16. The blower of claim 15, further comprising an inner damper installed in an inner space of the middle body and opening or closing the hole,

wherein the inner space of the middle body forms a first flow path through which air discharged from the fan flows,

the inner space of the side body forms a second flow path connected to the first flow path, and

the hole communicates with the flow path when the hole is opened by the damper.

17. The blower of claim 16, wherein the upper body further includes a bending part bent from the middle body toward the side body and disposed to be inclined with respect to the side body, and

a gap between the side body and the bending part becomes narrower upward.

18. The blower of claim 16, wherein the inner damper further includes:

a motor providing a rotational force;

a pinion connected to a rotation shaft of the motor;

a rack being elongated and engaging the pinion; and

a cover to which the rack is fixed and which is disposed below the hole and movable in a longitudinal direction of the rack together with the rack, and

the cover comes into contact with an inner surface of the middle body to close the hole or is spaced apart from the middle body to open the hole.

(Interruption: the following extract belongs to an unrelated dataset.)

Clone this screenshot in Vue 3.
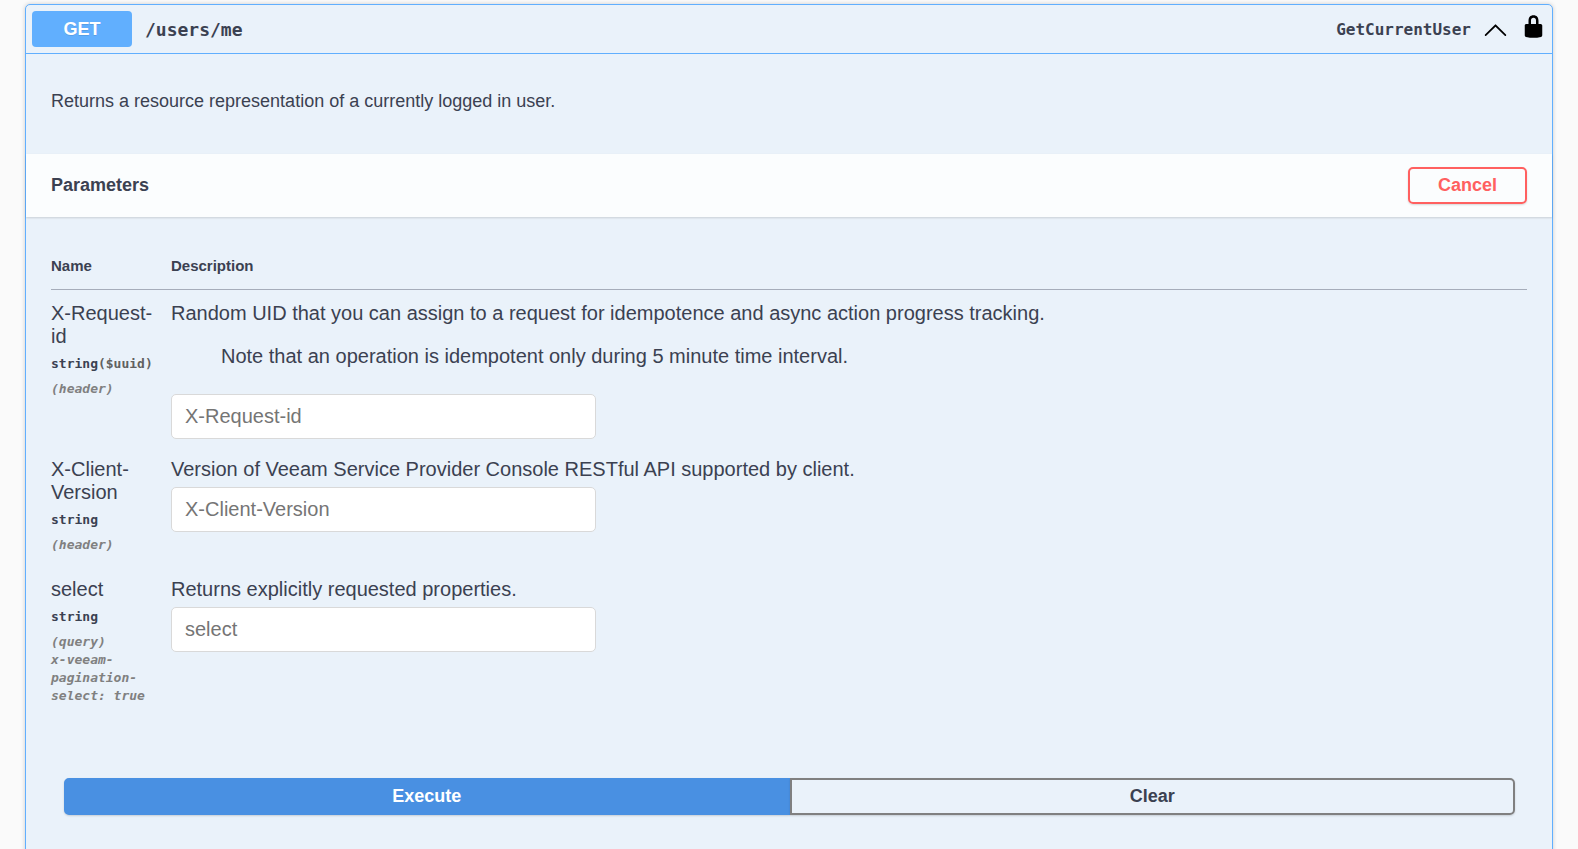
<script setup>
import { ref } from 'vue'

const params = ref([
  {
    name: 'X-Request-id',
    type: 'string',
    format: '($uuid)',
    place: '(header)',
    text: 'Random UID that you can assign to a request for idempotence and async action progress tracking.',
    note: 'Note that an operation is idempotent only during 5 minute time interval.',
    value: ''
  },
  {
    name: 'X-Client-Version',
    type: 'string',
    place: '(header)',
    text: 'Version of Veeam Service Provider Console RESTful API supported by client.',
    value: ''
  },
  {
    name: 'select',
    type: 'string',
    place: '(query)',
    extension: 'x-veeam-pagination-select: true',
    text: 'Returns explicitly requested properties.',
    value: ''
  }
])

function clear() {
  params.value.forEach((p) => { p.value = '' })
}
</script>

<template>
  <main class="page">
    <section class="operation">
      <header class="summary">
        <span class="method">GET</span>
        <span class="path">/users/me</span>
        <span class="operation-id">GetCurrentUser</span>
        <button class="icon-button" type="button" aria-label="Collapse operation">
          <svg class="icon" viewBox="0 0 20 20" aria-hidden="true">
            <path d="M17.418 14.908c.272.268.709.268.979 0s.271-.701 0-.969l-7.908-7.83a.697.697 0 0 0-.979 0l-7.908 7.83c-.271.268-.271.701 0 .969s.709.268.979 0L10 7.767l7.418 7.141z" />
          </svg>
        </button>
        <button class="icon-button lock" type="button" aria-label="Authorization">
          <svg class="icon" viewBox="0 0 20 20" aria-hidden="true">
            <path d="M15.8 8H14V5.6C14 2.703 12.665 1 10 1 7.334 1 6 2.703 6 5.6V8H4c-.553 0-1 .646-1 1.199V17c0 .549.428 1.139.951 1.307l1.197.387C5.672 18.861 6.55 19 7.1 19h5.8c.549 0 1.428-.139 1.951-.307l1.196-.387c.524-.167.953-.757.953-1.306V9.199C17 8.646 16.352 8 15.8 8zM12 8H8V5.199C8 3.754 8.797 3 10 3c1.203 0 2 .754 2 2.199V8z" />
          </svg>
        </button>
      </header>

      <p class="about">Returns a resource representation of a currently logged in user.</p>

      <div class="section-bar">
        <h4 class="section-title">Parameters</h4>
        <button class="btn cancel" type="button">Cancel</button>
      </div>

      <div class="table-wrap">
        <table class="params">
          <thead>
            <tr>
              <th class="name-col" scope="col">Name</th>
              <th scope="col">Description</th>
            </tr>
          </thead>
          <tbody>
            <tr v-for="p in params" :key="p.name">
              <td class="name-col">
                <label class="name" :for="p.name">{{ p.name }}</label>
                <div class="type">{{ p.type }}<span v-if="p.format" class="format">{{ p.format }}</span></div>
                <div class="meta">
                  <div>{{ p.place }}</div>
                  <div v-if="p.extension">{{ p.extension }}</div>
                </div>
              </td>
              <td>
                <p class="text">{{ p.text }}</p>
                <blockquote v-if="p.note" class="note">{{ p.note }}</blockquote>
                <input :id="p.name" v-model="p.value" class="field" type="text" :placeholder="p.name" />
              </td>
            </tr>
          </tbody>
        </table>
      </div>

      <div class="actions">
        <button class="btn execute" type="button">Execute</button>
        <button class="btn clear" type="button" @click="clear">Clear</button>
      </div>
    </section>
  </main>
</template>

<style>
body {
  background: #fafafa;
  overflow: hidden;
}
</style>

<style scoped>
.page {
  box-sizing: border-box;
  min-height: 100vh;
  padding: 4px 25px 0;
  color: #3b4151;
  font-family: "Liberation Sans", Arial, sans-serif;
}

.operation {
  border: 1px solid #61affe;
  border-radius: 5px;
  background: #eaf2fa;
  box-shadow: 0 0 4px rgba(0, 0, 0, 0.19);
}

.summary {
  display: flex;
  align-items: center;
  padding: 6px;
  border-bottom: 1px solid #61affe;
}

.method {
  width: 100px;
  border-radius: 4px;
  background: #61affe;
  color: #fff;
  font-size: 18px;
  font-weight: 700;
  line-height: 36px;
  text-align: center;
  text-shadow: 0 1px 0 rgba(0, 0, 0, 0.1);
}

.path {
  flex: 1;
  padding: 2px 13px 0;
  font: 700 18px/24px "DejaVu Sans Mono", monospace;
}

.operation-id {
  padding-top: 2px;
  font: 700 16px/24px "DejaVu Sans Mono", monospace;
}

.icon-button {
  display: flex;
  margin-left: 12px;
  padding: 0;
  border: 0;
  background: none;
  cursor: pointer;
}

.lock {
  margin-left: 13px;
  padding-bottom: 6px;
}

.icon {
  width: 25px;
  height: 25px;
  fill: #000;
}

.about {
  margin: 0;
  padding: 36px 25px 42px;
  font-size: 18px;
  line-height: 22px;
}

.section-bar {
  display: flex;
  align-items: center;
  justify-content: space-between;
  padding: 13px 25px;
  background: #fbfdfe;
  box-shadow: 0 1px 2px rgba(0, 0, 0, 0.15);
}

.section-title {
  margin: 0;
  font-size: 18px;
}

.btn {
  box-sizing: border-box;
  height: 37px;
  padding: 0 28px 2px;
  border: 2px solid #808080;
  border-radius: 5px;
  background: transparent;
  box-shadow: 0 1px 2px rgba(0, 0, 0, 0.15);
  color: #3b4151;
  font: 700 18px/20px "Liberation Sans", Arial, sans-serif;
  cursor: pointer;
}

.cancel {
  width: 119px;
  border-color: #ff6060;
  color: #ff6060;
}

.table-wrap {
  padding: 25px;
}

.params {
  width: 100%;
  border-collapse: collapse;
}

.params th {
  padding: 15px 0 14px;
  border-bottom: 1px solid #a6adba;
  font-size: 15px;
  line-height: 18px;
  text-align: left;
}

.params td {
  padding: 12px 0 7px;
  font-size: 20px;
  line-height: 23px;
  vertical-align: top;
}

.params .name-col {
  box-sizing: border-box;
  width: 120px;
  padding-right: 10px;
}

.name {
  display: block;
}

.type {
  margin-top: 6px;
  font: 700 13px/20px "DejaVu Sans Mono", monospace;
}

.format {
  color: #606060;
}

.meta {
  margin: 6px 0 5px;
  color: #808080;
  font: italic 700 13px/18px "DejaVu Sans Mono", monospace;
}

.text {
  margin: 0;
}

.note {
  margin: 20px 50px 26px;
}

.field {
  display: block;
  box-sizing: border-box;
  width: 425px;
  max-width: 100%;
  height: 45px;
  margin: 6px 0 0;
  padding: 0 13px;
  border: 1px solid #d9d9d9;
  border-radius: 5px;
  background: #fff;
  color: #3b4151;
  font: 20px "Liberation Sans", Arial, sans-serif;
}

.field::placeholder {
  color: #757575;
  opacity: 1;
}

.actions {
  display: flex;
  padding: 36px 37px 50px 38px;
}

.actions .btn {
  flex: 1;
}

.execute {
  border-color: #4990e2;
  border-radius: 5px 0 0 5px;
  background: #4990e2;
  color: #fff;
}

.clear {
  border-radius: 0 5px 5px 0;
}
</style>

19. The blower of claim 18, wherein the inner damper further includes:

a front rail installed on the cover and having a front slot elongated in the longitudinal direction of the rack;

a rear rail installed on the cover, spaced apart from the front rail, and having a rear slot elongated in a longitudinal direction of the rack;

a first pin fixed to the middle body and movably inserted into the front rail; and

a second pin fixed to the middle body and movably inserted into the rear rail.

20. The blower of claim 18, wherein the inner damper further includes a mount on which the motor is installed and in which a mount hole communicating with the first flow path is formed, and

the mount hole is spaced apart from the hole in a moving direction of the cover.